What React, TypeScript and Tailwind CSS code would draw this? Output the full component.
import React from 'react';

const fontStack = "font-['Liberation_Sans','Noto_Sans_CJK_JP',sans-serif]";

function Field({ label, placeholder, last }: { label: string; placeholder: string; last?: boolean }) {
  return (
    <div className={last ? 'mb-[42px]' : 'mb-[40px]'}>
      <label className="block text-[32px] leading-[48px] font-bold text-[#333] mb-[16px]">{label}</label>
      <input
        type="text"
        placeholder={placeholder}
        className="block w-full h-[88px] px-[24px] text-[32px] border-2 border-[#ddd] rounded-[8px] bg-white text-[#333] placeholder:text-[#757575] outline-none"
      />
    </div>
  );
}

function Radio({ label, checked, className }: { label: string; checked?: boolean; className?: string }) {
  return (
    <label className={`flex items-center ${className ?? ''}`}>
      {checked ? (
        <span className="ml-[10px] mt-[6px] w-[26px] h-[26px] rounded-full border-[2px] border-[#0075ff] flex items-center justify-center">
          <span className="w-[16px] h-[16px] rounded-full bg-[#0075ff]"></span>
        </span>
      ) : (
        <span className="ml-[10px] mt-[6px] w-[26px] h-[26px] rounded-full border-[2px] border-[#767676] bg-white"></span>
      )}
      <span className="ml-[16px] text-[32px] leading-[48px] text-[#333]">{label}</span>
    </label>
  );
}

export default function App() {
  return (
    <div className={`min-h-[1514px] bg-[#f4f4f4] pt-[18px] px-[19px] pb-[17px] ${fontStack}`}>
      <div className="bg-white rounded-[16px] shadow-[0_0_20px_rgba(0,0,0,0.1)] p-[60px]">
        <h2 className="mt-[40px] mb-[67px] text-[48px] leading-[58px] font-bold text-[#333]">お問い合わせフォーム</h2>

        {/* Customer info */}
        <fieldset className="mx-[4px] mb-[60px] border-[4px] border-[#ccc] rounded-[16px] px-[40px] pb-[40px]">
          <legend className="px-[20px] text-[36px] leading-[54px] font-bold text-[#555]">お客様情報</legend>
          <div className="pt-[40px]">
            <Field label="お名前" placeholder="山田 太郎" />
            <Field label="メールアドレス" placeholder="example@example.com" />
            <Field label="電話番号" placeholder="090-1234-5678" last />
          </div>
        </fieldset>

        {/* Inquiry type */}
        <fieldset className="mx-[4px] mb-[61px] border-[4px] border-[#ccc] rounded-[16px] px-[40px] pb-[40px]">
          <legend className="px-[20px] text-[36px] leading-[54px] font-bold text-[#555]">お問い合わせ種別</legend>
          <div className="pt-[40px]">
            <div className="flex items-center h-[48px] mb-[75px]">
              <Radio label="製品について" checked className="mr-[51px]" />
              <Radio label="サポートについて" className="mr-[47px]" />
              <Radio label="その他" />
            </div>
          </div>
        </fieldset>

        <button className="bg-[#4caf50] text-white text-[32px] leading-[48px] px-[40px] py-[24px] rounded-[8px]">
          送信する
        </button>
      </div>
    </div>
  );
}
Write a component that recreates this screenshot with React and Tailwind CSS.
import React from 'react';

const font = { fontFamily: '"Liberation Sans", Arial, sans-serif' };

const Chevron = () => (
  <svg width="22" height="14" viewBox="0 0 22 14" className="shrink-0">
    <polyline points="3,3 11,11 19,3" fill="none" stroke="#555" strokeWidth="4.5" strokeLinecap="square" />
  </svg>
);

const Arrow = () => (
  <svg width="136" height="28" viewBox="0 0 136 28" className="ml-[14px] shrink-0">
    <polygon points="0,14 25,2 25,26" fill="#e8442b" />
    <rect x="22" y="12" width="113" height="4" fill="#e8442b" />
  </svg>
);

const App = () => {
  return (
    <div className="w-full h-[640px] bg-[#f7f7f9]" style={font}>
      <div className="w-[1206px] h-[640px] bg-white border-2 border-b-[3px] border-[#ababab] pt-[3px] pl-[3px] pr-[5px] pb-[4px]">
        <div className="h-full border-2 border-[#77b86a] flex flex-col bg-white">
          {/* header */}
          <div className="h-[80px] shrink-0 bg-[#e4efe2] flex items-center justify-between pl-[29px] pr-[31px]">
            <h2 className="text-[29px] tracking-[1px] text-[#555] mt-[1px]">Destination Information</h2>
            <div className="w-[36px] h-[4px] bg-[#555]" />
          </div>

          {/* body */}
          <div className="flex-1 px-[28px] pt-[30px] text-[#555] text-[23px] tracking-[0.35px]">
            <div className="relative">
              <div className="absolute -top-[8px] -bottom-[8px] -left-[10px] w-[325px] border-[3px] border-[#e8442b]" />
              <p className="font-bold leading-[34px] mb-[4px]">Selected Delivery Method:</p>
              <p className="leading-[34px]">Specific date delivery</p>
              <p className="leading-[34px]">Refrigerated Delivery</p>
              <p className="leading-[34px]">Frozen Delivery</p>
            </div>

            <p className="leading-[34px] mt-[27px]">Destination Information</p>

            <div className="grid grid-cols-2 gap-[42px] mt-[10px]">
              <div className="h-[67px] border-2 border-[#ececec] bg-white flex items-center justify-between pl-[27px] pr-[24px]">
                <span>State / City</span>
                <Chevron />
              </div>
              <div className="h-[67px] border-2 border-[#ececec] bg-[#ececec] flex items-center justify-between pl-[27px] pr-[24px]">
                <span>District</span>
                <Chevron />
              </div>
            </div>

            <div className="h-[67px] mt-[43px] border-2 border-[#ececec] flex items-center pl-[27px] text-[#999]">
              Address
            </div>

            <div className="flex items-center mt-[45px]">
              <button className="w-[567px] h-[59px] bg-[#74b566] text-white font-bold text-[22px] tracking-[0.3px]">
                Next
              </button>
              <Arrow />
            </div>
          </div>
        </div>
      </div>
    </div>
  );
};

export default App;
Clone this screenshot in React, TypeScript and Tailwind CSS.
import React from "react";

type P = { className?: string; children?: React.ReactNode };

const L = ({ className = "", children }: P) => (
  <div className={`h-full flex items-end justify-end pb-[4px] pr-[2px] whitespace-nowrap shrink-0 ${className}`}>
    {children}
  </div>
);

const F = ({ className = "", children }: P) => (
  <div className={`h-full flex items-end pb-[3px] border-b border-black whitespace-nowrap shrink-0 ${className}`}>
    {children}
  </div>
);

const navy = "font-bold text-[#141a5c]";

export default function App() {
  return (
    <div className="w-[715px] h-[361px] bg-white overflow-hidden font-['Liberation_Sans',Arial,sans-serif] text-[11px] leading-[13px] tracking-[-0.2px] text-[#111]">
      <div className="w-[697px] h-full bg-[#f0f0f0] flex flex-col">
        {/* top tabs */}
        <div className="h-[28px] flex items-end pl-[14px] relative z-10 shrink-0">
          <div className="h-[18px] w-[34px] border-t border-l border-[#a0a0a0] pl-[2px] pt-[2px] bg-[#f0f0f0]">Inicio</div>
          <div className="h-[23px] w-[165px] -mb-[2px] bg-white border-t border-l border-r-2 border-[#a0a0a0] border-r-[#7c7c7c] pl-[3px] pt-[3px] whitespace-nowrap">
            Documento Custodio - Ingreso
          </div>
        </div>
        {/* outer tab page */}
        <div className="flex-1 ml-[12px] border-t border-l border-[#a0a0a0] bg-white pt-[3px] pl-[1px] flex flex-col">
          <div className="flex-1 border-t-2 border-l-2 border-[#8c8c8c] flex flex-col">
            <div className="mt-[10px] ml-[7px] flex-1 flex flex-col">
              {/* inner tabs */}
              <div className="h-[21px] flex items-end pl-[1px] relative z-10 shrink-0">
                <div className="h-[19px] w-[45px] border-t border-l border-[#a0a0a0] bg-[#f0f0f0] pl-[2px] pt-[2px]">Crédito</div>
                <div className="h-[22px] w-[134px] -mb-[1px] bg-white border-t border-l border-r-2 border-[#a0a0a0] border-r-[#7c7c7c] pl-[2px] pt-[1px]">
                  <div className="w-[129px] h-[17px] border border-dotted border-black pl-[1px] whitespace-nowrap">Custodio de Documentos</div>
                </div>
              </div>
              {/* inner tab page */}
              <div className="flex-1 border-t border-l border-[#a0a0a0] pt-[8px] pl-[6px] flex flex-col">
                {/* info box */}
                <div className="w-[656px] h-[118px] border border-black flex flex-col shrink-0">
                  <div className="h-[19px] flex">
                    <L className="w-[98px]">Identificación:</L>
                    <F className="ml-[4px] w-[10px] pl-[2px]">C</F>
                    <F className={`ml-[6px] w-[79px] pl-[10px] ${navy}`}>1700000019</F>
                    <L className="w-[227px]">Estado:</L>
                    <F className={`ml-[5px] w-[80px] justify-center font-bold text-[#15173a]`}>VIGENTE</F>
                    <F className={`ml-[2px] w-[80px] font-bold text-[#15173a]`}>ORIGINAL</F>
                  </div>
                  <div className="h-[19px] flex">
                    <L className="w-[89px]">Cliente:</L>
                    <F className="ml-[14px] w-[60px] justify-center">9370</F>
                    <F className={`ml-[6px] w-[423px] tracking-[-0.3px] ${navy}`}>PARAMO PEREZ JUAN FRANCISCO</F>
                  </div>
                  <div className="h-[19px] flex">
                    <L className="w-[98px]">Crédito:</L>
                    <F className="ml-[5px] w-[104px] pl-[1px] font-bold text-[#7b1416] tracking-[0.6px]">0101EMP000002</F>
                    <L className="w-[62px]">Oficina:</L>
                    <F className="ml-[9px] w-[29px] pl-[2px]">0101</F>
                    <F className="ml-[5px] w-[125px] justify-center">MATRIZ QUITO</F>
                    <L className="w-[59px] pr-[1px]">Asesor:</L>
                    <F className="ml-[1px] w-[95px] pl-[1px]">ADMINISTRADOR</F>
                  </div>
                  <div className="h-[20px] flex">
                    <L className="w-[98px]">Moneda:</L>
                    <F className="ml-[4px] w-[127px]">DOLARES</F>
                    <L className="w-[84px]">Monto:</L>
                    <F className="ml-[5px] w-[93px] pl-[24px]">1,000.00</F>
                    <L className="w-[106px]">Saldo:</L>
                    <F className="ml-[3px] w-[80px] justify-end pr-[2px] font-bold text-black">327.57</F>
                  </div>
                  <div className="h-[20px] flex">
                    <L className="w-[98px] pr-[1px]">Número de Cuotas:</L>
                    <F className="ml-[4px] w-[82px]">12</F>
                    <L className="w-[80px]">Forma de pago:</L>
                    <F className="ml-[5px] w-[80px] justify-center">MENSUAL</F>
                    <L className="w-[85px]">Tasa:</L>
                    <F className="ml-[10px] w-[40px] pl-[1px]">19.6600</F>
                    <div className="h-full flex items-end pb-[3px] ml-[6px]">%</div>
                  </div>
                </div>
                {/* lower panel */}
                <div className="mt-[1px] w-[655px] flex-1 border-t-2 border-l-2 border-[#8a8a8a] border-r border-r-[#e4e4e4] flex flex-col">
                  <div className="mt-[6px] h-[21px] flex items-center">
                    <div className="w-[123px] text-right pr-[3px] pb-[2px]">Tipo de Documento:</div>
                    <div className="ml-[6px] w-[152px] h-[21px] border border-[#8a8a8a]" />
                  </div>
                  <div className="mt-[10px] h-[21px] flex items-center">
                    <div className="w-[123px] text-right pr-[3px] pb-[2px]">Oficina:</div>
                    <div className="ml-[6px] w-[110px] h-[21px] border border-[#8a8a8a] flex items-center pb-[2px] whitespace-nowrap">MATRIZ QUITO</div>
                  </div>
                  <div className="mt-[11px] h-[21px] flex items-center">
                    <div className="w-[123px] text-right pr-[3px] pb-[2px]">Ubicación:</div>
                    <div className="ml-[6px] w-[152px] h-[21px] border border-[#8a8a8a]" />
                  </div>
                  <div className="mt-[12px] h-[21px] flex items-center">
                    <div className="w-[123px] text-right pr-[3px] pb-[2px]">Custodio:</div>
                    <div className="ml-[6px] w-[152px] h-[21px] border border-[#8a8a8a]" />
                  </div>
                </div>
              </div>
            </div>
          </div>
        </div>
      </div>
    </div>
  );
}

◆ **Job**:
Return nothing but the lines from the start of the listing above through the line containing "mb-[67px] text-[48px] leading-[58px]", exactly as given.

◆ **Solution below**:
What React, TypeScript and Tailwind CSS code would draw this? Output the full component.
import React from 'react';

const fontStack = "font-['Liberation_Sans','Noto_Sans_CJK_JP',sans-serif]";

function Field({ label, placeholder, last }: { label: string; placeholder: string; last?: boolean }) {
  return (
    <div className={last ? 'mb-[42px]' : 'mb-[40px]'}>
      <label className="block text-[32px] leading-[48px] font-bold text-[#333] mb-[16px]">{label}</label>
      <input
        type="text"
        placeholder={placeholder}
        className="block w-full h-[88px] px-[24px] text-[32px] border-2 border-[#ddd] rounded-[8px] bg-white text-[#333] placeholder:text-[#757575] outline-none"
      />
    </div>
  );
}

function Radio({ label, checked, className }: { label: string; checked?: boolean; className?: string }) {
  return (
    <label className={`flex items-center ${className ?? ''}`}>
      {checked ? (
        <span className="ml-[10px] mt-[6px] w-[26px] h-[26px] rounded-full border-[2px] border-[#0075ff] flex items-center justify-center">
          <span className="w-[16px] h-[16px] rounded-full bg-[#0075ff]"></span>
        </span>
      ) : (
        <span className="ml-[10px] mt-[6px] w-[26px] h-[26px] rounded-full border-[2px] border-[#767676] bg-white"></span>
      )}
      <span className="ml-[16px] text-[32px] leading-[48px] text-[#333]">{label}</span>
    </label>
  );
}

export default function App() {
  return (
    <div className={`min-h-[1514px] bg-[#f4f4f4] pt-[18px] px-[19px] pb-[17px] ${fontStack}`}>
      <div className="bg-white rounded-[16px] shadow-[0_0_20px_rgba(0,0,0,0.1)] p-[60px]">
        <h2 className="mt-[40px] mb-[67px] text-[48px] leading-[58px] font-bold text-[#333]">お問い合わせフォーム</h2>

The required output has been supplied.